= Horacio de Almeida =

East Timorese politician

Horacio de Almeida (born 16 April 1975 in Uato-Lari, Viqueque, Timor-Leste) is Deputy Provedor of Human Rights in the Office of the Provedor for Human Rights and Justice, or Provedoria dos Direitos Humanos e Justiça (PDHJ), in Timor-Leste. He has held this position since January 2015.

== Professional life ==

De Almeida worked with various UN Missions to Timor-Leste (UNMISET, UNOTIL and UNMIT) from 2002 to 2012 while also teaching in the University of Dili for over 7 years.
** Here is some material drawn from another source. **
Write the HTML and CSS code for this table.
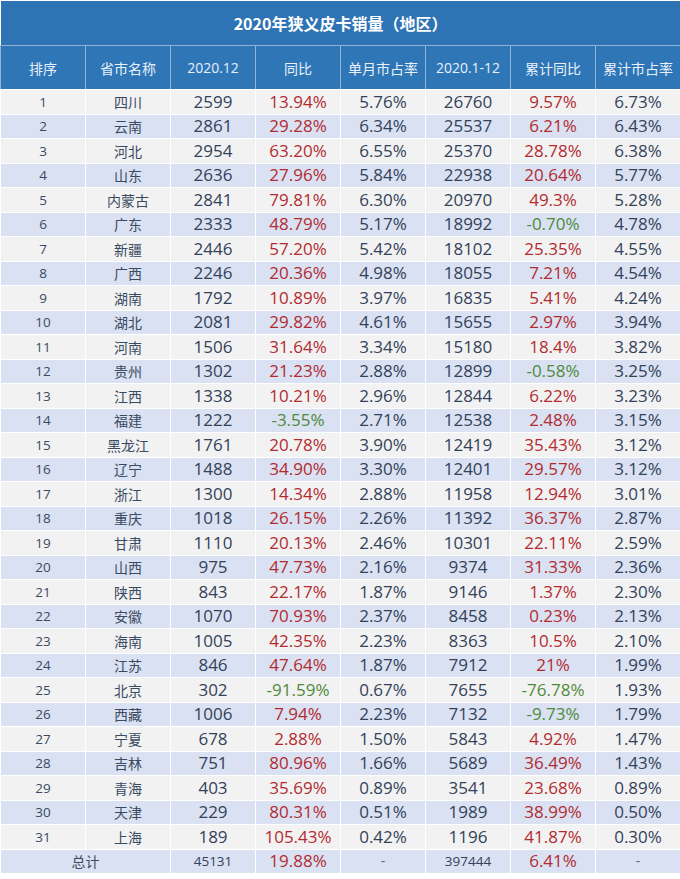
FILE: index.html
```html
<!DOCTYPE html>
<html lang="zh-CN">
<head>
<meta charset="utf-8">
<title>2020年狭义皮卡销量（地区）</title>
<link rel="stylesheet" href="styles.css">
</head>
<body>
<table class="sales">
<colgroup><col><col><col><col><col><col><col><col></colgroup>
<thead>
<tr class="title-row"><th colspan="8">2020年狭义皮卡销量（地区）</th></tr>
<tr class="head-row"><th>排序</th><th>省市名称</th><th>2020.12</th><th>同比</th><th>单月市占率</th><th>2020.1-12</th><th>累计同比</th><th>累计市占率</th></tr>
</thead>
<tbody>
<tr><td class="rk">1</td><td class="nm">四川</td><td>2599</td><td class="up">13.94%</td><td>5.76%</td><td>26760</td><td class="up">9.57%</td><td>6.73%</td></tr>
<tr><td class="rk">2</td><td class="nm">云南</td><td>2861</td><td class="up">29.28%</td><td>6.34%</td><td>25537</td><td class="up">6.21%</td><td>6.43%</td></tr>
<tr><td class="rk">3</td><td class="nm">河北</td><td>2954</td><td class="up">63.20%</td><td>6.55%</td><td>25370</td><td class="up">28.78%</td><td>6.38%</td></tr>
<tr><td class="rk">4</td><td class="nm">山东</td><td>2636</td><td class="up">27.96%</td><td>5.84%</td><td>22938</td><td class="up">20.64%</td><td>5.77%</td></tr>
<tr><td class="rk">5</td><td class="nm">内蒙古</td><td>2841</td><td class="up">79.81%</td><td>6.30%</td><td>20970</td><td class="up">49.3%</td><td>5.28%</td></tr>
<tr><td class="rk">6</td><td class="nm">广东</td><td>2333</td><td class="up">48.79%</td><td>5.17%</td><td>18992</td><td class="down">-0.70%</td><td>4.78%</td></tr>
<tr><td class="rk">7</td><td class="nm">新疆</td><td>2446</td><td class="up">57.20%</td><td>5.42%</td><td>18102</td><td class="up">25.35%</td><td>4.55%</td></tr>
<tr><td class="rk">8</td><td class="nm">广西</td><td>2246</td><td class="up">20.36%</td><td>4.98%</td><td>18055</td><td class="up">7.21%</td><td>4.54%</td></tr>
<tr><td class="rk">9</td><td class="nm">湖南</td><td>1792</td><td class="up">10.89%</td><td>3.97%</td><td>16835</td><td class="up">5.41%</td><td>4.24%</td></tr>
<tr><td class="rk">10</td><td class="nm">湖北</td><td>2081</td><td class="up">29.82%</td><td>4.61%</td><td>15655</td><td class="up">2.97%</td><td>3.94%</td></tr>
<tr><td class="rk">11</td><td class="nm">河南</td><td>1506</td><td class="up">31.64%</td><td>3.34%</td><td>15180</td><td class="up">18.4%</td><td>3.82%</td></tr>
<tr><td class="rk">12</td><td class="nm">贵州</td><td>1302</td><td class="up">21.23%</td><td>2.88%</td><td>12899</td><td class="down">-0.58%</td><td>3.25%</td></tr>
<tr><td class="rk">13</td><td class="nm">江西</td><td>1338</td><td class="up">10.21%</td><td>2.96%</td><td>12844</td><td class="up">6.22%</td><td>3.23%</td></tr>
<tr><td class="rk">14</td><td class="nm">福建</td><td>1222</td><td class="down">-3.55%</td><td>2.71%</td><td>12538</td><td class="up">2.48%</td><td>3.15%</td></tr>
<tr><td class="rk">15</td><td class="nm">黑龙江</td><td>1761</td><td class="up">20.78%</td><td>3.90%</td><td>12419</td><td class="up">35.43%</td><td>3.12%</td></tr>
<tr><td class="rk">16</td><td class="nm">辽宁</td><td>1488</td><td class="up">34.90%</td><td>3.30%</td><td>12401</td><td class="up">29.57%</td><td>3.12%</td></tr>
<tr><td class="rk">17</td><td class="nm">浙江</td><td>1300</td><td class="up">14.34%</td><td>2.88%</td><td>11958</td><td class="up">12.94%</td><td>3.01%</td></tr>
<tr><td class="rk">18</td><td class="nm">重庆</td><td>1018</td><td class="up">26.15%</td><td>2.26%</td><td>11392</td><td class="up">36.37%</td><td>2.87%</td></tr>
<tr><td class="rk">19</td><td class="nm">甘肃</td><td>1110</td><td class="up">20.13%</td><td>2.46%</td><td>10301</td><td class="up">22.11%</td><td>2.59%</td></tr>
<tr><td class="rk">20</td><td class="nm">山西</td><td>975</td><td class="up">47.73%</td><td>2.16%</td><td>9374</td><td class="up">31.33%</td><td>2.36%</td></tr>
<tr><td class="rk">21</td><td class="nm">陕西</td><td>843</td><td class="up">22.17%</td><td>1.87%</td><td>9146</td><td class="up">1.37%</td><td>2.30%</td></tr>
<tr><td class="rk">22</td><td class="nm">安徽</td><td>1070</td><td class="up">70.93%</td><td>2.37%</td><td>8458</td><td class="up">0.23%</td><td>2.13%</td></tr>
<tr><td class="rk">23</td><td class="nm">海南</td><td>1005</td><td class="up">42.35%</td><td>2.23%</td><td>8363</td><td class="up">10.5%</td><td>2.10%</td></tr>
<tr><td class="rk">24</td><td class="nm">江苏</td><td>846</td><td class="up">47.64%</td><td>1.87%</td><td>7912</td><td class="up">21%</td><td>1.99%</td></tr>
<tr><td class="rk">25</td><td class="nm">北京</td><td>302</td><td class="down">-91.59%</td><td>0.67%</td><td>7655</td><td class="down">-76.78%</td><td>1.93%</td></tr>
<tr><td class="rk">26</td><td class="nm">西藏</td><td>1006</td><td class="up">7.94%</td><td>2.23%</td><td>7132</td><td class="down">-9.73%</td><td>1.79%</td></tr>
<tr><td class="rk">27</td><td class="nm">宁夏</td><td>678</td><td class="up">2.88%</td><td>1.50%</td><td>5843</td><td class="up">4.92%</td><td>1.47%</td></tr>
<tr><td class="rk">28</td><td class="nm">吉林</td><td>751</td><td class="up">80.96%</td><td>1.66%</td><td>5689</td><td class="up">36.49%</td><td>1.43%</td></tr>
<tr><td class="rk">29</td><td class="nm">青海</td><td>403</td><td class="up">35.69%</td><td>0.89%</td><td>3541</td><td class="up">23.68%</td><td>0.89%</td></tr>
<tr><td class="rk">30</td><td class="nm">天津</td><td>229</td><td class="up">80.31%</td><td>0.51%</td><td>1989</td><td class="up">38.99%</td><td>0.50%</td></tr>
<tr><td class="rk">31</td><td class="nm">上海</td><td>189</td><td class="up">105.43%</td><td>0.42%</td><td>1196</td><td class="up">41.87%</td><td>0.30%</td></tr>
<tr class="total"><td class="nm" colspan="2">总计</td><td class="small">45131</td><td class="up">19.88%</td><td class="dash">-</td><td class="small">397444</td><td class="up">6.41%</td><td class="dash">-</td></tr>
<tr class="note"><td colspan="8">数据来源：中国汽车工业协会　制表：皮卡网　注：仅统计狭义皮卡上险数据</td></tr>
</tbody>
</table>
</body>
</html>
```
FILE: styles.css
```css
html, body {
  margin: 0;
  padding: 0;
  background: #ffffff;
}

.sales {
  width: 680px;
  border-collapse: collapse;
  table-layout: fixed;
  font-family: "Open Sans", "Noto Sans CJK SC", sans-serif;
  color: #33425a;
}

.sales col {
  width: 85px;
}

.sales th,
.sales td {
  border: 1px solid #ffffff;
  padding: 0;
  text-align: center;
  white-space: nowrap;
  overflow: hidden;
}

.title-row th {
  height: 44px;
  background: #2e74b5;
  color: #ffffff;
  font-family: "Noto Sans CJK SC", sans-serif;
  font-weight: 700;
  font-size: 16px;
  border-bottom: 1px solid #8fb3d9;
}

.head-row th {
  height: 43px;
  background: #2f76b7;
  color: #e8f0fa;
  font-family: "Open Sans", "Noto Sans CJK SC", sans-serif;
  font-weight: 400;
  font-size: 14px;
  border-left: 1px solid #8fb3d9;
  border-right: 1px solid #8fb3d9;
}

.sales tbody tr {
  height: 24.5px;
}

.sales tbody td {
  font-size: 17px;
  line-height: 20px;
  background: #f2f2f2;
}

.sales tbody tr:nth-child(even) td {
  background: #d9e1f2;
}

.sales tbody td.rk {
  font-size: 13.5px;
  color: #3a4a62;
}

.sales tbody td.nm {
  font-family: "Noto Sans CJK SC", sans-serif;
  font-size: 14px;
  color: #3a4a62;
}

.sales tbody td.up {
  color: #b22b2f;
}

.sales tbody td.down {
  color: #4f8a3c;
}

.sales tbody tr.total {
  height: 24px;
}

.sales tbody td.small {
  font-size: 13.5px;
}

.sales tbody td.dash {
  font-size: 14px;
  color: #5a6a80;
}

.sales tbody tr.note td {
  background: #ffffff;
  color: #e0342c;
  font-family: "Noto Sans CJK SC", sans-serif;
  font-size: 14px;
  height: 30px;
  padding-left: 20px;
}
```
He worked as a National Legal Adviser to the Ministry of Health of Timor-Leste on legal and procurement issues 2013 to 2014. In January 2015 he was appointed as Deputy Provedor for Human Rights and Justice (PDHJ) Timor-Leste from 2015-2018. He also worked with Ministry of Interior as National Legal Adviser (Interim Chief of Staffs) at the Office of the Minister of Interior from 2020-2023. Lastly, He also was worked with DEXIS/USAID-TL on the Accountability and Integrity Mechanism Activity (AIM) as Senior Program Manager/Deputy Chief of Party from March 2024 to March 2025.